Loose Words, Not Nukes: The Impact of U.S. Nuclear Force Structure Debate on NATO Perceptions of Extended Deterrence - Future of Non-Strategic Nuclear Weapons (NSNW) Stockpile, Defense Commitments
Professionally converted for accurate flowing-text e-book format reproduction, this unique study examines American and NATO dual-capable delivery systems and the Non-Strategic Nuclear Weapons (NSNW) stockpile as a case study in surveying intended and unintended signals conveyed by U.S. policy rhetoric and force posture.
America appears poised to redefine its extended deterrent commitment to NATO. President Obama committed the United States to actively pursuing the goal of a world without nuclear weapons in his lauded April 2009 Prague address. NATO allies and U.S. defense planners alike have doubtless been reexamining their security relationships as actions supporting an accelerated American policy goal of nuclear weapons reductions are contemplated, yet both U.S. and NATO declaratory nuclear strategy remains steadfastly grounded in cold war expressions of extended deterrence commitments. European elites and alliance think tanks have been cranking out a growing stream of contemplative studies grappling with the near-term implications of a denuclearized force structure, in stark contrast to a conspicuous silence in American intellectual and foreign policy circles where "there is a general tendency in official statements to push the potential role of nuclear weapons as instruments of security policy further into the background."
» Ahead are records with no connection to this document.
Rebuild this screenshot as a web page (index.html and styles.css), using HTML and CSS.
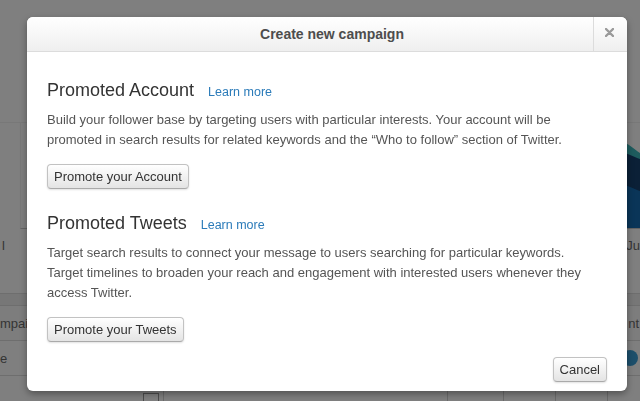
FILE: index.html
```html
<!DOCTYPE html>
<html>
<head>
<meta charset="utf-8">
<link rel="stylesheet" href="styles.css">
</head>
<body>
<div class="page">
  <div class="top-area"></div>
  <div class="chart-row">
    <svg class="chart" width="40" height="105" viewBox="0 0 40 105">
      <path d="M0 30 C8 22 14 16 20 18 C28 20 34 26 40 30 L40 105 L0 105 Z" fill="#3cb8bc"/>
      <path d="M0 38 C8 32 14 28 20 29 C28 30 34 34 40 36 L40 105 L0 105 Z" fill="#16406e"/>
      <path d="M0 72 C8 66 14 60 20 61 C28 62 34 66 40 68 L40 105 L0 105 Z" fill="#146ab0"/>
    </svg>
  </div>
  <div class="axis-row">
    <span class="axis-left">l</span>
    <span class="axis-right">Ju</span>
  </div>
  <div class="band"></div>
  <div class="table-row head">
    <span class="cell-left">mpaig</span>
    <span class="cell-right">nt</span>
  </div>
  <div class="table-row">
    <span class="cell-left">e</span>
    <span class="dot"></span>
  </div>
  <div class="table-row last">
    <span class="col c1"><span class="check"></span></span>
    <span class="col c2"></span>
    <span class="col c3"></span>
    <span class="col c4"></span>
    <span class="col c5"></span>
    <span class="col c6"></span>
  </div>
</div>
<div class="overlay"></div>
<div class="modal">
  <div class="modal-header">
    <h2 class="modal-title">Create new campaign</h2>
    <div class="close">
      <svg width="9" height="9" viewBox="0 0 9 9"><path d="M1 1 L8 8 M8 1 L1 8" stroke="#9a9a9a" stroke-width="2.4" stroke-linecap="round"/></svg>
    </div>
  </div>
  <div class="modal-body">
    <section class="option">
      <h3 class="option-title">Promoted Account <a class="learn" href="#">Learn more</a></h3>
      <p class="option-text">Build your follower base by targeting users with particular interests. Your account will be promoted in search results for related keywords and the “Who to follow” section of Twitter.</p>
      <button class="btn">Promote your Account</button>
    </section>
    <section class="option">
      <h3 class="option-title">Promoted Tweets <a class="learn" href="#">Learn more</a></h3>
      <p class="option-text">Target search results to connect your message to users searching for particular keywords. Target timelines to broaden your reach and engagement with interested users whenever they access Twitter.</p>
      <button class="btn">Promote your Tweets</button>
    </section>
  </div>
  <div class="modal-footer">
    <button class="btn">Cancel</button>
  </div>
</div>
</body>
</html>
```
FILE: styles.css
```css
html, body {
  margin: 0;
  padding: 0;
  width: 640px;
  height: 401px;
  overflow: hidden;
  font-family: "Liberation Sans", Arial, sans-serif;
  background: #fff;
}

.page {
  width: 640px;
  height: 401px;
  display: flex;
  flex-direction: column;
  color: #6a6a6a;
  font-size: 13px;
}

.top-area {
  height: 122px;
  border-bottom: 1px solid #f0f0f0;
  flex: none;
}

.chart-row {
  height: 105px;
  border-bottom: 1px solid #c8c8c8;
  display: flex;
  justify-content: flex-end;
  flex: none;
  border-left: 1px solid #f0f0f0;
  margin-left: 20px;
}

.chart {
  display: block;
}

.axis-row {
  height: 64px;
  display: flex;
  justify-content: space-between;
  align-items: flex-start;
  padding: 9px 0 0 2px;
  box-sizing: border-box;
  flex: none;
}

.band {
  height: 11px;
  background: #efefef;
  border-top: 1px solid #dcdcdc;
  border-bottom: 1px solid #dcdcdc;
  flex: none;
}

.table-row {
  height: 34px;
  border-bottom: 1px solid #dcdcdc;
  display: flex;
  align-items: center;
  justify-content: space-between;
  flex: none;
}

.table-row.head {
  background: #fafafa;
}

.cell-right {
  margin-right: 1px;
}

.dot {
  width: 16px;
  height: 16px;
  border-radius: 50%;
  background: #3a9fd6;
  margin-right: 2px;
}

.table-row.last {
  border-bottom: none;
  align-items: stretch;
  justify-content: flex-start;
  height: 26px;
}

.col {
  border-right: 1px solid #d4d4d4;
  display: flex;
  align-items: flex-end;
  justify-content: flex-end;
  flex: none;
}

.c1 { width: 164px; padding-right: 4px; box-sizing: border-box; }
.c2 { width: 283px; }
.c3 { width: 55px; }
.c4 { width: 51px; }
.c5 { width: 51px; }
.c6 { flex: 1; border-right: none; }

.check {
  width: 14px;
  height: 8px;
  border: 1px solid #999;
  border-bottom: none;
  background: #fff;
}

.overlay {
  position: fixed;
  inset: 0;
  background: rgba(0, 0, 0, 0.5);
}

.modal {
  position: absolute;
  left: 27px;
  top: 17px;
  width: 600px;
  background: #fff;
  border-radius: 6px;
  box-shadow: 0 3px 7px rgba(0, 0, 0, 0.35);
  overflow: hidden;
}

.modal-header {
  display: flex;
  height: 34px;
  border-bottom: 1px solid #dcdcdc;
  background: linear-gradient(#ffffff, #efefef);
}

.modal-title {
  flex: 1;
  margin: 0;
  padding-left: 44px;
  font-size: 14px;
  font-weight: bold;
  color: #4d4d4d;
  text-align: center;
  line-height: 34px;
}

.close {
  width: 34px;
  border-left: 1px solid #dcdcdc;
  display: flex;
  align-items: center;
  justify-content: center;
  padding: 0 3px 3px 0;
  box-sizing: border-box;
}

.close svg {
  display: block;
}

.modal-body {
  padding: 28px 20px 0;
  display: flex;
  flex-direction: column;
  gap: 24px;
}

.option-title {
  margin: 0 0 10px;
  font-size: 18px;
  font-weight: normal;
  line-height: 20px;
  color: #333;
}

.learn {
  margin-left: 9px;
  font-size: 12.5px;
  line-height: 12px;
  color: #2b7bb9;
  text-decoration: none;
}

.option-text {
  margin: 0 0 14px;
  max-width: 540px;
  font-size: 13px;
  line-height: 20px;
  color: #555;
}

.btn {
  display: inline-block;
  font-family: "Liberation Sans", Arial, sans-serif;
  font-size: 13px;
  line-height: 15px;
  color: #333;
  padding: 4px 6px;
  border: 1px solid #c2c2c2;
  border-bottom-color: #aaa;
  border-radius: 4px;
  background: linear-gradient(#ffffff, #e4e4e4);
  box-shadow: 0 1px 2px rgba(0, 0, 0, 0.12);
}

.modal-footer {
  display: flex;
  justify-content: flex-end;
  padding: 15px 20px 9px;
}
```
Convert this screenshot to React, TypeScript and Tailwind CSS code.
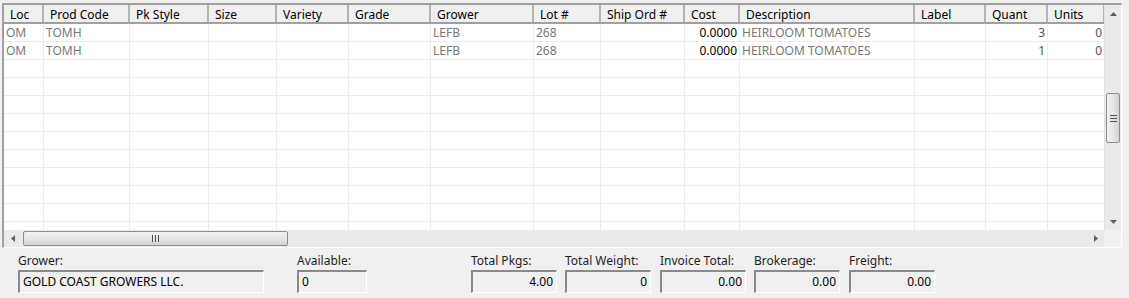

This paper evaluates a selection of U.S. signals surrounding the slow-burning debate on the future of NSNW in Europe to determine a prevailing European understanding of the American NSNW policy preference. I begin with a review of the contemporary European conception of extended deterrence, then survey six recent American NSNW-related signals to determine the spectrum of likely meanings the U.S. is conveying to European NATO allies. The third section assesses the aggregate impact of these disparate signals is an emerging European belief in the shifting American interpretation of extended deterrence that relies solely on strategic capabilities; this adversely impacts European commitment perceptions. I consider in the fourth section the underlying motivations of this perceived change in U.S. nuclear deterrence strategy and find the most consistent thread among U.S. actions and rhetoric is an American perception of a changed threat environment. The result is a deliberate policy vector that reinterprets deterrence and intellectually relegates NSNW to the dustbin of history as a dangerous Cold War relic. The U.S. has had difficulty communicating and convincing our NATO allies to accept and adopt this strategic recasting because American policy elites have thus far failed to offer a compelling theoretical construct that continues to extend historically understood security assurances. I conclude by recommending a focused American nuclear posture dialog with NATO to arrive at a shared new strategic narrative necessary to maintain alliance vitality.